Souvent je ne veux pas rester sur les visages des gens que je ne connais pas. Ma sensibilité veut aller ailleurs avec la caméra. Ça m’est resté de la photo : on prenant l’appareil, on prenait la photo vite, et ça y est. Quand je regarde la caméra dans le viseur, je ne veux pas rester trop longtemps parce que ça fait un effet qui… I don’t know, it’s a little bit shame. Un peu coupable. C’est pour ça qu’on prend des comédiens, qu’on les paie. 

Épisode 4 : la place de la mémoire

En 1999, le photographe tourne son film sur un peintre chinois, Chan Yu, entre Taïwan et Paris.

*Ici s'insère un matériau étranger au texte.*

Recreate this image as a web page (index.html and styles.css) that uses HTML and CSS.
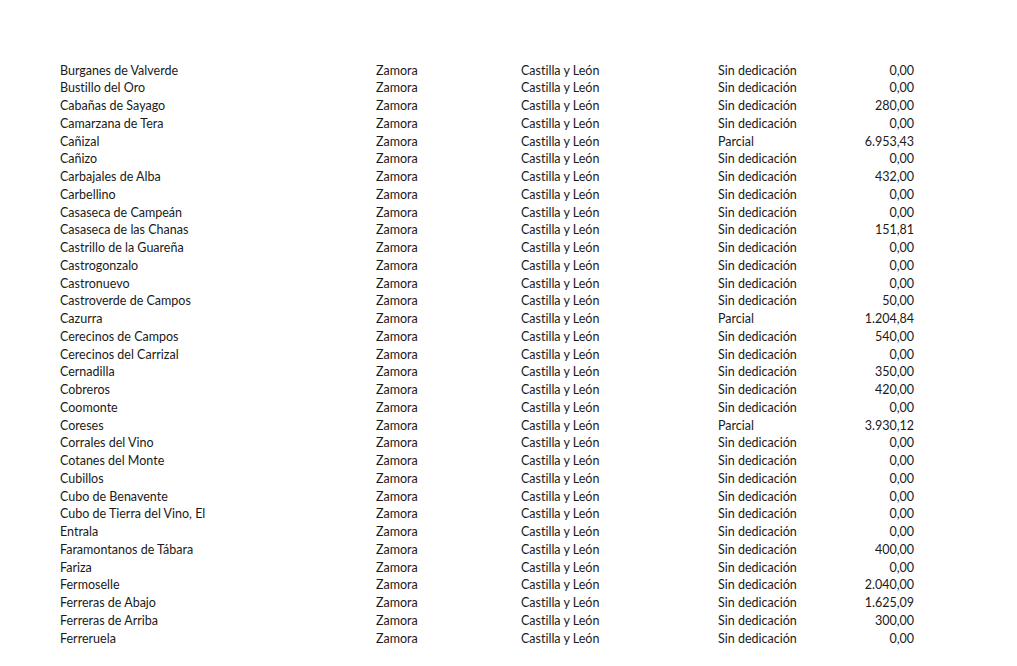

Le thème de la mémoire y est omniprésent :

Robert Frank (A Voix Nue, 29/07/1999)

26 min

J’ai passé plusieurs années avec lui dans les années 1960. Il est devenu assez célèbre, et ses tableaux se vendent très cher. J’ai pris contact avec un acteur chinois à Paris. Comment recréer la mémoire ? C’est la question que je me suis posée en tournant ce film, et cela m’a donné une liberté totale ! 

Je fais des efforts pour réinventer la mémoire, et c’est peut-être mieux que de se souvenir. Quand on devient âgé, on perd la mémoire. Je trouverais ça bien de faire un film sur la perte de la mémoire.

En 1972, Robert Frank filme la tournée des Rolling Stones, et en fait un documentaire : Cocksucker Blues. Il immortalise alors leurs séjours dans des hôtels, dans leur avion privé, ou dans les limousines qui les transportent entre deux concerts, avec tous les excès et la débauche inhérents au groupe (drogue, sexe, alcool). Mais le groupe s’oppose à la diffusion du film et le censure :  

J’ai été invité avec eux, et c’était un voyage dans une autre stratosphère. Il y a le pouvoir, l’argent... Tout ce que vous voulez. Mais je crois que le film est très déprimant, et c’est pour ça qu’il est interdit. J’ai été payé pour faire ce film, mais je n’ai pas le droit de le présenter.

Épisode 5 : "The War is over"

Dans ce dernier entretien, Robert Frank raconte ses expériences plus originales, de la photographie de mode à un plan séquence de 60 minutes commandé par Arte. Il décrit, aussi, sa façon de travailler, avant de s'étonner de son propre succès.

Robert Frank (A Voix Nue, 30/07/1999)

25 min

Si tu n’as plus le désir de le faire... Parce que je me demande pourquoi continuer à faire des films. Pourquoi une autre photo ? Quand cette question arrive c’est mauvais signe. Ce sont les corbeaux qui vont te manger. C’est mauvais signe, les questions “pourquoi ?”. Alors le désir termine ces questions. 

Il faut lutter, c’est tout ce qu’on apprend. Il faut lutter. J’ai fait une photo en polaroid, une des dernières pour une exposition que je vais avoir cette année et ça s’appelle “The War is over”. On devient fatigué, on ne veut plus lutter. Mais ça continue toujours. Il y a une lutte, personnelle, pour l’argent, pour être artiste. La guerre ne s’arrête pas. Si tu regardes autour de toi à New York, la lutte continue. C’est la guerre pour reconnaître ton talent de très grand artiste qui publie des photos. L’ambition n’a pas de fin peut-être. Peut-être que cette photo, "La Guerre est finie", c’est espérer que l’ambition finalement, c’est fini.

Ça me surprend, que des gens me disent “Ça a eu un effet sur toute ma vie, après que j’ai vu le film ou que j’ai vu le livre"… Ça m’a donné le courage de faire ça, de croire en moi. Ça m’étonne parce que, pour moi, ça n’est jamais arrivé comme ça, quand je lisais un livre. Je suis toujours surpris des gens qui ont vu les images et ont été émus comme ça.